The conclusions listed above were well-received by the MEPAG audience. The major
outstanding issue is how these science priorities will flow forward into mission requirements
(i.e., the “science floor” for the mission). MEPAG is well aware that adding requirements may
make the mission unaffordable, but at the same time, given recent results, MSR probably is not
credible without at least some of these features. This is a difficult trade-off, and we note that
setting requirements is a program, rather than a MEPAG, function. The MEPAG Executive
Committee is reviewing the draft white paper submitted by the SSG.
Preliminary Report of the MHP SSG
MEPAG heard a detailed presentation from the Mars Human Precursor SSG, which we formed
at the last MEPAG meeting at the request of ESMD. This SSG has prepared a major
recommended revision of MEPAG’s Goal IV (pertaining to precursors to human missions) that
involves significant changes in both content and priority.

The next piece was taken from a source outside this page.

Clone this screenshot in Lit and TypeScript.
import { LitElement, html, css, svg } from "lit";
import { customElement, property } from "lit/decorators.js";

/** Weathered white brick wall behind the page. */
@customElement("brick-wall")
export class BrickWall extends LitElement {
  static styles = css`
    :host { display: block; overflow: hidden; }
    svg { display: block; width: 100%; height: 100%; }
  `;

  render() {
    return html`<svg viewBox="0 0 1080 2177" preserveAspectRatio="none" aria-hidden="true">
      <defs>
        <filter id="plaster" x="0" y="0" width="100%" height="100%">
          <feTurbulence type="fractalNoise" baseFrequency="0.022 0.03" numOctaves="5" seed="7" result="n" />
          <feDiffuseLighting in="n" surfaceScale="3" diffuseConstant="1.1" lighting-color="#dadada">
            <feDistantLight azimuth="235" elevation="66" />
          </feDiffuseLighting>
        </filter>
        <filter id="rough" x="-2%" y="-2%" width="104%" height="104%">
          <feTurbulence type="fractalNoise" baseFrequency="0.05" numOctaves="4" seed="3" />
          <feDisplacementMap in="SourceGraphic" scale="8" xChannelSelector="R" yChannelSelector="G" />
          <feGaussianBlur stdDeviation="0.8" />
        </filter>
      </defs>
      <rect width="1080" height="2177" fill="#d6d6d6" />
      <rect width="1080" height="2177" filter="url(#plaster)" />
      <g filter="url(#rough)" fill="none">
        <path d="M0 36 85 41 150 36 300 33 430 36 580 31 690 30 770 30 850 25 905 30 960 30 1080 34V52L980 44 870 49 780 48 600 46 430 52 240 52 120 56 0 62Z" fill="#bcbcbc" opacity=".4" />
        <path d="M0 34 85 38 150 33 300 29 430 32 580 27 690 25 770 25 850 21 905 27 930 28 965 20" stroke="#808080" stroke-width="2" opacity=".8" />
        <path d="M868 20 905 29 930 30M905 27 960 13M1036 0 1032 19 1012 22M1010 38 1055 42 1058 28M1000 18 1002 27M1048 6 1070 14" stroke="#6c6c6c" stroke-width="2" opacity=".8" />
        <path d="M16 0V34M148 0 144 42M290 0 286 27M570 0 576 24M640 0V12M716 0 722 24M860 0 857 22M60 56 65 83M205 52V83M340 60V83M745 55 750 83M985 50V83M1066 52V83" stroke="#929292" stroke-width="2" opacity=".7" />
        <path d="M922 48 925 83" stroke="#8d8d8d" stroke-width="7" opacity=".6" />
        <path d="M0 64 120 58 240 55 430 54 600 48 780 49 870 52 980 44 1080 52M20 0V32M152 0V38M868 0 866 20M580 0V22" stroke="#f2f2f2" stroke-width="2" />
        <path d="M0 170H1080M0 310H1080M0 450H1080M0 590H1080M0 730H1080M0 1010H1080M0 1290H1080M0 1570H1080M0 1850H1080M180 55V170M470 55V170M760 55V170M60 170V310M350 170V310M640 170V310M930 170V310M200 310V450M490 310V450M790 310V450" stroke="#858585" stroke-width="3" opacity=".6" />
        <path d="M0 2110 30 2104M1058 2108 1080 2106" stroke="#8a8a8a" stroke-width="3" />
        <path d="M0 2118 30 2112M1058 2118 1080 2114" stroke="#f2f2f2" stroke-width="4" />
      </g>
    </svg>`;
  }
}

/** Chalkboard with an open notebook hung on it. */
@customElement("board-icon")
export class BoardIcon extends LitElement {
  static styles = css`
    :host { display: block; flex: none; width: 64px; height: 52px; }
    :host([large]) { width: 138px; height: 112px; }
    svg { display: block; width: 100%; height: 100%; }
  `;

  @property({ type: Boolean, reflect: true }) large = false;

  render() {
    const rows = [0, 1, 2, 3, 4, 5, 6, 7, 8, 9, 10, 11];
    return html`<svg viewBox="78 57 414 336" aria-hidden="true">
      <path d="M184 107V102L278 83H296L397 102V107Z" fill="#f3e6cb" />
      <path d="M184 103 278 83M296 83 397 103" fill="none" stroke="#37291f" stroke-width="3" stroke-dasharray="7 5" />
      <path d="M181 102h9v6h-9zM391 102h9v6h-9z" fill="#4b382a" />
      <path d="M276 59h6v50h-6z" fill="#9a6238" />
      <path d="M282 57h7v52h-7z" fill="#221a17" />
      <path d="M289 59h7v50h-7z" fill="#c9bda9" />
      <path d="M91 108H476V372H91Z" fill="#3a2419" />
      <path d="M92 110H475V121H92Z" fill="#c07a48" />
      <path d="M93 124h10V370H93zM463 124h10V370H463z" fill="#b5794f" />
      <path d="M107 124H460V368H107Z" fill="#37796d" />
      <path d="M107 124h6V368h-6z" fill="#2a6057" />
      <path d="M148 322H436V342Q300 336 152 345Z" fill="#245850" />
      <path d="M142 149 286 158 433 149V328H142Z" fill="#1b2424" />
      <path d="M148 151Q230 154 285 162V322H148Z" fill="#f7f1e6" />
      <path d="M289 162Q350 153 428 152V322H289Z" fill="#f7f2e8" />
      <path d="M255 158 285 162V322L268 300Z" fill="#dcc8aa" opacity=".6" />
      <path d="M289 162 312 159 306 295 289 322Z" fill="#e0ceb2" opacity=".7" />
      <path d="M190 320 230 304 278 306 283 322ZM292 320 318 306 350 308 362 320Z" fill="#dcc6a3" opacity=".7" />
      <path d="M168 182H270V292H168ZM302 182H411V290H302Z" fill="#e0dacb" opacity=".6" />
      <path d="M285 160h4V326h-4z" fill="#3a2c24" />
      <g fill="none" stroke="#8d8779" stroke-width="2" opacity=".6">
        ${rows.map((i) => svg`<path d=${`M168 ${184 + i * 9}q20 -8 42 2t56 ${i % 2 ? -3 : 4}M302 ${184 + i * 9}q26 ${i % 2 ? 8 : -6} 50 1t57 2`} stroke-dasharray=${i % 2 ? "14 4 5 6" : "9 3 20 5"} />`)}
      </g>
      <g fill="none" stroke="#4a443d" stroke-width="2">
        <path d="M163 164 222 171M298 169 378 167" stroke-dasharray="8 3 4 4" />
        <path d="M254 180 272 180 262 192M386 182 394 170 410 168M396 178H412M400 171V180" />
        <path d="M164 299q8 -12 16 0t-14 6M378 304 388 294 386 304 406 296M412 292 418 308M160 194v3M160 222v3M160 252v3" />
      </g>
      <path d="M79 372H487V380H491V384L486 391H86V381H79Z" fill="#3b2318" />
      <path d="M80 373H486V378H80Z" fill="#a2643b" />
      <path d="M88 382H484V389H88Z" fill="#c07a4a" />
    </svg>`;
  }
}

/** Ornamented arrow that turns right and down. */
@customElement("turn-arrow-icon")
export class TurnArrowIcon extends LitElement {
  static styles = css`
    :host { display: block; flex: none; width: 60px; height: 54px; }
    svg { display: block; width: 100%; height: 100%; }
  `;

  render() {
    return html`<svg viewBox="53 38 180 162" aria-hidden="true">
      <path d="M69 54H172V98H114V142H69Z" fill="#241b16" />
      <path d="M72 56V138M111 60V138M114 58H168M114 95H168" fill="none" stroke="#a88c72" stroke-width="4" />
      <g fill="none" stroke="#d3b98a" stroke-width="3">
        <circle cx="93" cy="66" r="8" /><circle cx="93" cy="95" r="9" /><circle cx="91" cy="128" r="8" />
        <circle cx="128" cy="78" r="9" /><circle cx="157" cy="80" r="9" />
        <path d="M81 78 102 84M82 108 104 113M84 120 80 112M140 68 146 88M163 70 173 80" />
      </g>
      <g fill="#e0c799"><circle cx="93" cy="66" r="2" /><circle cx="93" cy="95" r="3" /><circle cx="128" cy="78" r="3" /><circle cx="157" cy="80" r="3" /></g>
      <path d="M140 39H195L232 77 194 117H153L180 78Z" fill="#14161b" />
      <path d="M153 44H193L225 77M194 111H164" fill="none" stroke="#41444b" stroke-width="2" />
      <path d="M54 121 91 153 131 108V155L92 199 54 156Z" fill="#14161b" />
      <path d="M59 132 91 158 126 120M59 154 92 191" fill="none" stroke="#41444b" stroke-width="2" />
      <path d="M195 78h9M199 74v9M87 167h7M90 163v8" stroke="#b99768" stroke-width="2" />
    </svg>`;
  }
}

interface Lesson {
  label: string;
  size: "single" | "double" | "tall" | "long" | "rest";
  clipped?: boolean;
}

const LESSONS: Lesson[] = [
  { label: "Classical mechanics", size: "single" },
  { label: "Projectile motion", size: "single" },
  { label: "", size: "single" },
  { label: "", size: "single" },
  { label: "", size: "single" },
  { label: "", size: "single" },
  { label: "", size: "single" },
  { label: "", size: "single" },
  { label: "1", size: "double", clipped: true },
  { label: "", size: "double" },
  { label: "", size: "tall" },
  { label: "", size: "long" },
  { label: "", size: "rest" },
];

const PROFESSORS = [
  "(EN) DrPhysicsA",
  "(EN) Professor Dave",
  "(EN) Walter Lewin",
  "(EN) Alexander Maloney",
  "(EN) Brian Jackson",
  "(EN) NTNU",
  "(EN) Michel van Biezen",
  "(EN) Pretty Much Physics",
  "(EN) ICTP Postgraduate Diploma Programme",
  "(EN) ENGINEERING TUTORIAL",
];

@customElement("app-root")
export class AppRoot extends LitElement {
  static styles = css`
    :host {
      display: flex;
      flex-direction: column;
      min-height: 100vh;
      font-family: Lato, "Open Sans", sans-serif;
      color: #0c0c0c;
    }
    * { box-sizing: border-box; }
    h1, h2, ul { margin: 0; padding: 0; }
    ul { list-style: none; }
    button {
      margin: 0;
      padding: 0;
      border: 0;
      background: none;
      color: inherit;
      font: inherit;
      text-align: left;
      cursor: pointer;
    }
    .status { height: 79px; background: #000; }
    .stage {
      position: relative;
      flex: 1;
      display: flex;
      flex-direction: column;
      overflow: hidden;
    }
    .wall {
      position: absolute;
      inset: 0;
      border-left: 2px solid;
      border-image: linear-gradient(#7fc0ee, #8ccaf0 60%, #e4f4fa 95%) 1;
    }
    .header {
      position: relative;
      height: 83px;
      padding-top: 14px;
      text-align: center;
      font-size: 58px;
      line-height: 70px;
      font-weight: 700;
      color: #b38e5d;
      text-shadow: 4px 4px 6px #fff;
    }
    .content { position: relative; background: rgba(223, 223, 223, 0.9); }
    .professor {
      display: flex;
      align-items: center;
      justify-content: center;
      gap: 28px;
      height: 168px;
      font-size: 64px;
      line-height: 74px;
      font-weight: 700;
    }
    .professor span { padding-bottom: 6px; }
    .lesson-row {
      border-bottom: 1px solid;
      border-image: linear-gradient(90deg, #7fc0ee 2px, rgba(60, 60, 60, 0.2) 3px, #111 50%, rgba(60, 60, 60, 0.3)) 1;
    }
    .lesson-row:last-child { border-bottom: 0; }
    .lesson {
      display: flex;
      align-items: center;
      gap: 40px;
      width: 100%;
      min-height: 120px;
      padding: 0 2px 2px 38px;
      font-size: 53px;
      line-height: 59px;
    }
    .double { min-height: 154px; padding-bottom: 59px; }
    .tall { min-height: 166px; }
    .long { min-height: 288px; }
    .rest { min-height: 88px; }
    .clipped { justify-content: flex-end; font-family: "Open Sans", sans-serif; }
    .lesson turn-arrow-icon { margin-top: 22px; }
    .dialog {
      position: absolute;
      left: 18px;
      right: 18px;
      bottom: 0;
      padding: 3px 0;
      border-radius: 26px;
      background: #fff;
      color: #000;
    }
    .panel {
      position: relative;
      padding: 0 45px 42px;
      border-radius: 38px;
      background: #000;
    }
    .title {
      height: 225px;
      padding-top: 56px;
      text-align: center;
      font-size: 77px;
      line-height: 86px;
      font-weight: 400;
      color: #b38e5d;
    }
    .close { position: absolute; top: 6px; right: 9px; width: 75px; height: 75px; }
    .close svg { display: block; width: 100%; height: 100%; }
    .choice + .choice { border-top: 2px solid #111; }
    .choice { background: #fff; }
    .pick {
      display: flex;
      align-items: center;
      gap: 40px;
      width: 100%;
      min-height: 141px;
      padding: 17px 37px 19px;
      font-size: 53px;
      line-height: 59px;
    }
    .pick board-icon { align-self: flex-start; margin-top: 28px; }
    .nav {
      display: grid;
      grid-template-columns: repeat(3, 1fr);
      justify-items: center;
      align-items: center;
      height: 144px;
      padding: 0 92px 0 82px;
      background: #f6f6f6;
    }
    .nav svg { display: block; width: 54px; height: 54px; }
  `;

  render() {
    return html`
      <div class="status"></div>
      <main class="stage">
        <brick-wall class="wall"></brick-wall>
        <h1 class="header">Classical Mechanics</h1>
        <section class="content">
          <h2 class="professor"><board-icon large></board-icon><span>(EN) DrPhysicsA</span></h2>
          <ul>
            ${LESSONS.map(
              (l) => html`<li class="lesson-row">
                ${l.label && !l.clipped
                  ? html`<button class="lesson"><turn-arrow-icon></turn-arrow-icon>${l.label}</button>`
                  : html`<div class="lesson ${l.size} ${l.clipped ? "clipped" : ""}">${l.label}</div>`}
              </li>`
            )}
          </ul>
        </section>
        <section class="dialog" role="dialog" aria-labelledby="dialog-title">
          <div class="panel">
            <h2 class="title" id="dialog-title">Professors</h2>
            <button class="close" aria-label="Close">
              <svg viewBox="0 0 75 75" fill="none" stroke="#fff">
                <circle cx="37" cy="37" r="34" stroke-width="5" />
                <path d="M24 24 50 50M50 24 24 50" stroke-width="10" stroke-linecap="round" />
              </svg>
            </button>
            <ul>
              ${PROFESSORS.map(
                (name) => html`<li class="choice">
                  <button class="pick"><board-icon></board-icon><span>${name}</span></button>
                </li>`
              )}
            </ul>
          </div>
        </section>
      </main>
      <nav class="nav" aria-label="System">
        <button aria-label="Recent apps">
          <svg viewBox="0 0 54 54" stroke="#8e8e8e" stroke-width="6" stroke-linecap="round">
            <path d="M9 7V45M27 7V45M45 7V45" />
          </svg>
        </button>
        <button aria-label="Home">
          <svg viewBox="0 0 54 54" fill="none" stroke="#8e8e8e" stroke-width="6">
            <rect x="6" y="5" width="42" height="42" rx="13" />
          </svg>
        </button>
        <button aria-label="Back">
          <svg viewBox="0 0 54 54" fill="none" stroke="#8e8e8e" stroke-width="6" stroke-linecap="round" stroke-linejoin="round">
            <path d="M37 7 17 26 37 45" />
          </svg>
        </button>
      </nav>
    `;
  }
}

The MHP study involved a very large number of people—more than 100 scientists and
engineers, and a significant number of them were in attendance at this MEPAG meeting. Overall
leadership was supplied by David Beaty (Mars Program Office), Noel Hinners (Colorado), Kelly
Snook (now at HQ), and Bobby Braun (Georgia Tech). The SSG was split into two parts to
assess separately the two objectives within Goal IV (measurements and
technology/infrastructure), and within that a sub-team organization was established to consider
the high-priority technical issues in sufficient detail. These subteams included issues related to
biohazard risk, atmospheric risk, radiation risk, dust/regolith risk, terrain/trafficability risk,
transit issues, EDL issues, surface operations issues, and science planning issues.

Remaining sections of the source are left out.